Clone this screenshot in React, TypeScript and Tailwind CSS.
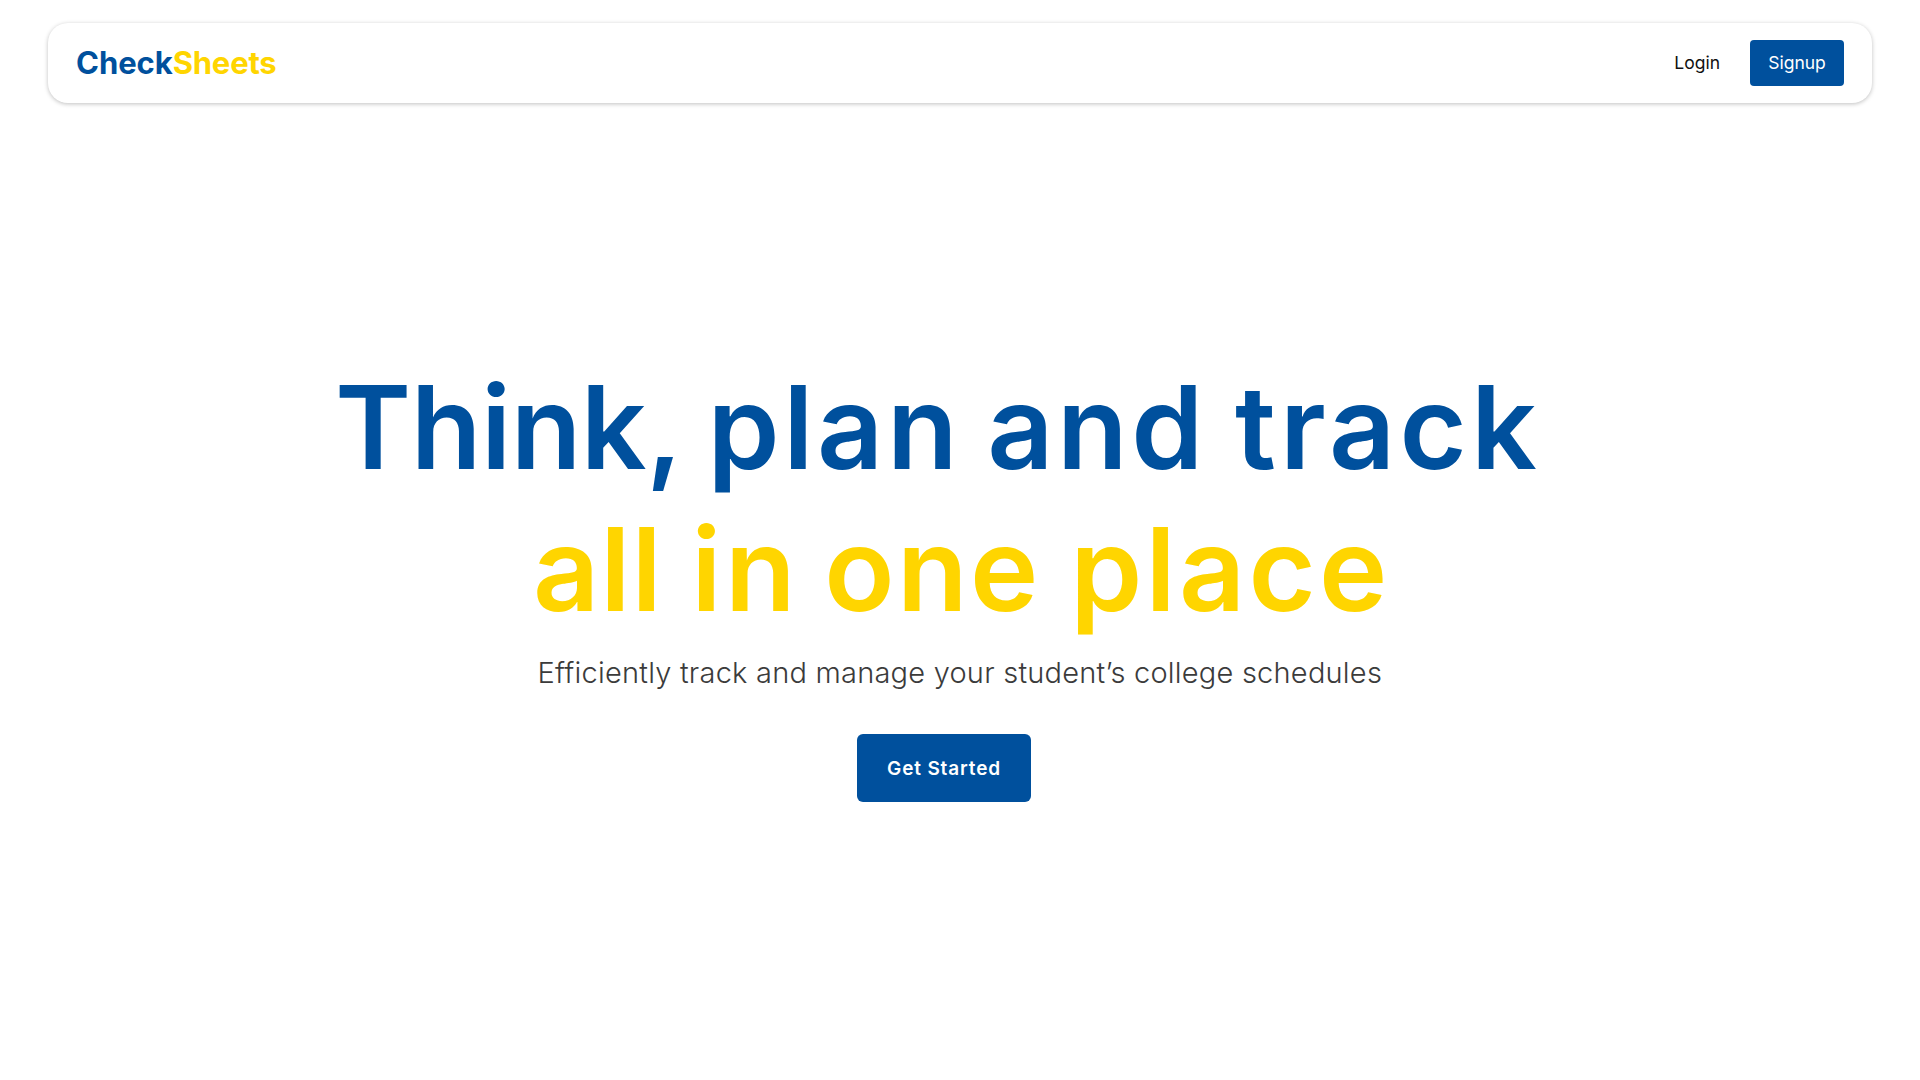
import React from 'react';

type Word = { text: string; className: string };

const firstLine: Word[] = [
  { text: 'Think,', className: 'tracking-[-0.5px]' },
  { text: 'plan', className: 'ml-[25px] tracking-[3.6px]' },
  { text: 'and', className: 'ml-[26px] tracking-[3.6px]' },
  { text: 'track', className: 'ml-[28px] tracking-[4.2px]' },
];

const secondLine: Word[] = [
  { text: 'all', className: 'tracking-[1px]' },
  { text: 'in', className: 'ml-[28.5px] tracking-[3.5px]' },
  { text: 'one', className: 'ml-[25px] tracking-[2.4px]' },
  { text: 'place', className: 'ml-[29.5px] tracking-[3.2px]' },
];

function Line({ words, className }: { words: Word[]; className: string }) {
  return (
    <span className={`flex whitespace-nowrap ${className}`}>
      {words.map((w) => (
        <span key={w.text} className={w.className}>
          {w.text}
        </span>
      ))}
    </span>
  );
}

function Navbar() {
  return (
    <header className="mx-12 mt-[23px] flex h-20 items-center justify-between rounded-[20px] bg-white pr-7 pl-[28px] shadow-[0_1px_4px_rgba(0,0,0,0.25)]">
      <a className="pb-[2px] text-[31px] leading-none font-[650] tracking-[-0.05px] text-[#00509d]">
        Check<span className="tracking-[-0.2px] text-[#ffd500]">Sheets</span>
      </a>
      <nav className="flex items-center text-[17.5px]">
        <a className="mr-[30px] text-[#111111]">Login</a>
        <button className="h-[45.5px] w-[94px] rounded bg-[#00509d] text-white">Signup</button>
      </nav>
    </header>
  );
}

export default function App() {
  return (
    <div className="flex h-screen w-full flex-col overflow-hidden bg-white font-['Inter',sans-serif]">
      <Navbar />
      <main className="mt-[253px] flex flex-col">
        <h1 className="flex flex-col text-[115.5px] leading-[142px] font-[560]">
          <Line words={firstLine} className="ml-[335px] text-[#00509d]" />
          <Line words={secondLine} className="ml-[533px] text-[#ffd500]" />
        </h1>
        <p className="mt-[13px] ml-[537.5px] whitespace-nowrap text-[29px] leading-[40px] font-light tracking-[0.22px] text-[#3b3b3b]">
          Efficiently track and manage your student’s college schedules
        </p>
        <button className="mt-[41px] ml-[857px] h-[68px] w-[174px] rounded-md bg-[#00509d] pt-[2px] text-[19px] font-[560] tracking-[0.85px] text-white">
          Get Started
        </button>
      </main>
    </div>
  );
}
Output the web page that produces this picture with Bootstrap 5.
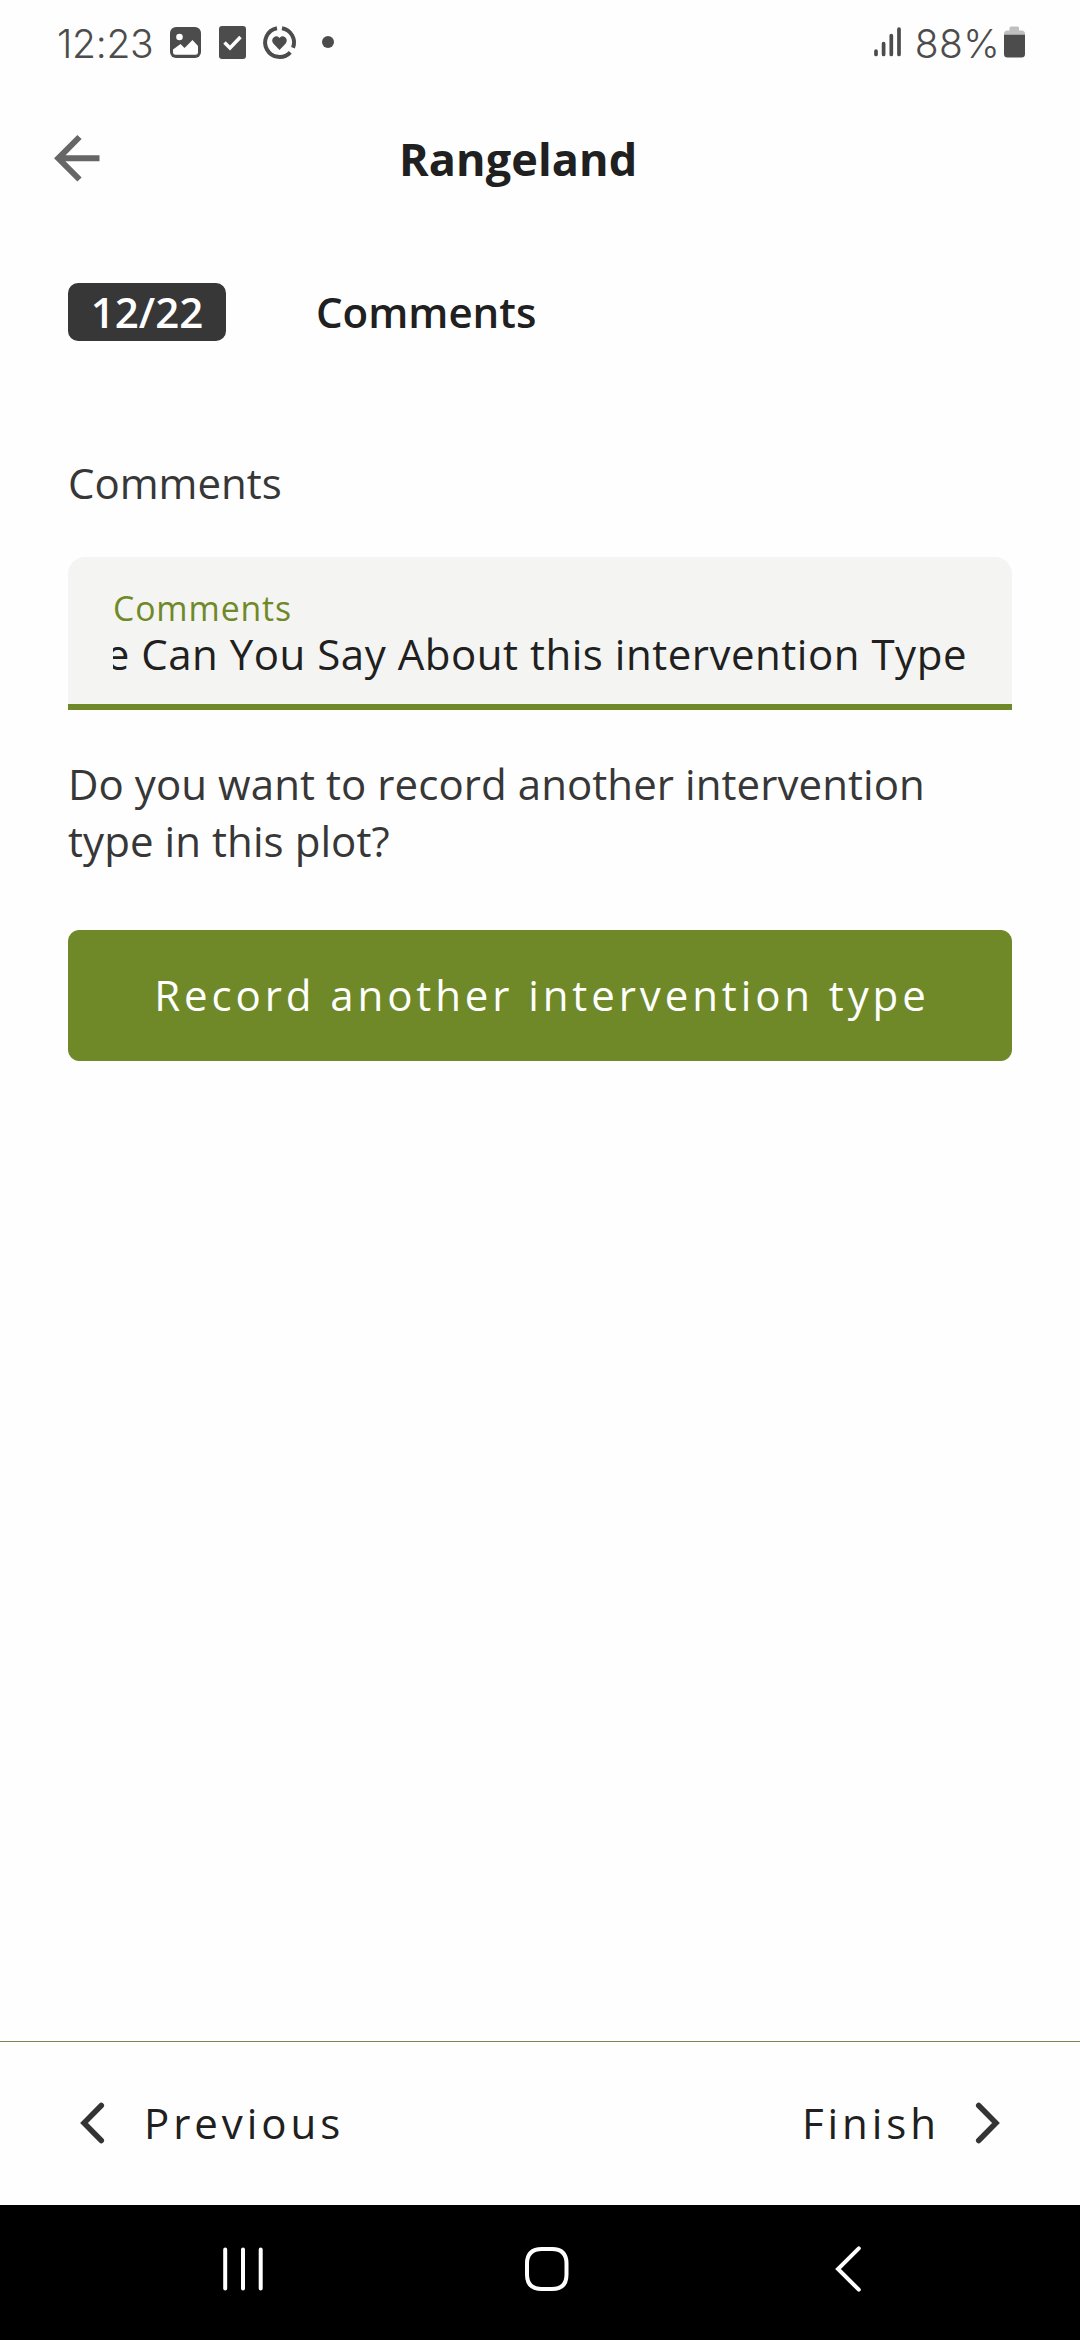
+ + + +
_To be done_
Write out the records above once more, word for word, with no pictures.

_Exercise solution_
Clone this screenshot in React, TypeScript and Tailwind CSS.
import React from 'react';

type Word = { text: string; className: string };

const firstLine: Word[] = [
  { text: 'Think,', className: 'tracking-[-0.5px]' },
  { text: 'plan', className: 'ml-[25px] tracking-[3.6px]' },
  { text: 'and', className: 'ml-[26px] tracking-[3.6px]' },
  { text: 'track', className: 'ml-[28px] tracking-[4.2px]' },
];

const secondLine: Word[] = [
  { text: 'all', className: 'tracking-[1px]' },
  { text: 'in', className: 'ml-[28.5px] tracking-[3.5px]' },
  { text: 'one', className: 'ml-[25px] tracking-[2.4px]' },
  { text: 'place', className: 'ml-[29.5px] tracking-[3.2px]' },
];

function Line({ words, className }: { words: Word[]; className: string }) {
  return (
    <span className={`flex whitespace-nowrap ${className}`}>
      {words.map((w) => (
        <span key={w.text} className={w.className}>
          {w.text}
        </span>
      ))}
    </span>
  );
}

function Navbar() {
  return (
    <header className="mx-12 mt-[23px] flex h-20 items-center justify-between rounded-[20px] bg-white pr-7 pl-[28px] shadow-[0_1px_4px_rgba(0,0,0,0.25)]">
      <a className="pb-[2px] text-[31px] leading-none font-[650] tracking-[-0.05px] text-[#00509d]">
        Check<span className="tracking-[-0.2px] text-[#ffd500]">Sheets</span>
      </a>
      <nav className="flex items-center text-[17.5px]">
        <a className="mr-[30px] text-[#111111]">Login</a>
        <button className="h-[45.5px] w-[94px] rounded bg-[#00509d] text-white">Signup</button>
      </nav>
    </header>
  );
}

export default function App() {
  return (
    <div className="flex h-screen w-full flex-col overflow-hidden bg-white font-['Inter',sans-serif]">
      <Navbar />
      <main className="mt-[253px] flex flex-col">
        <h1 className="flex flex-col text-[115.5px] leading-[142px] font-[560]">
          <Line words={firstLine} className="ml-[335px] text-[#00509d]" />
          <Line words={secondLine} className="ml-[533px] text-[#ffd500]" />
        </h1>
        <p className="mt-[13px] ml-[537.5px] whitespace-nowrap text-[29px] leading-[40px] font-light tracking-[0.22px] text-[#3b3b3b]">
          Efficiently track and manage your student’s college schedules
        </p>
        <button className="mt-[41px] ml-[857px] h-[68px] w-[174px] rounded-md bg-[#00509d] pt-[2px] text-[19px] font-[560] tracking-[0.85px] text-white">
          Get Started
        </button>
      </main>
    </div>
  );
}
Output the web page that produces this picture with Bootstrap 5.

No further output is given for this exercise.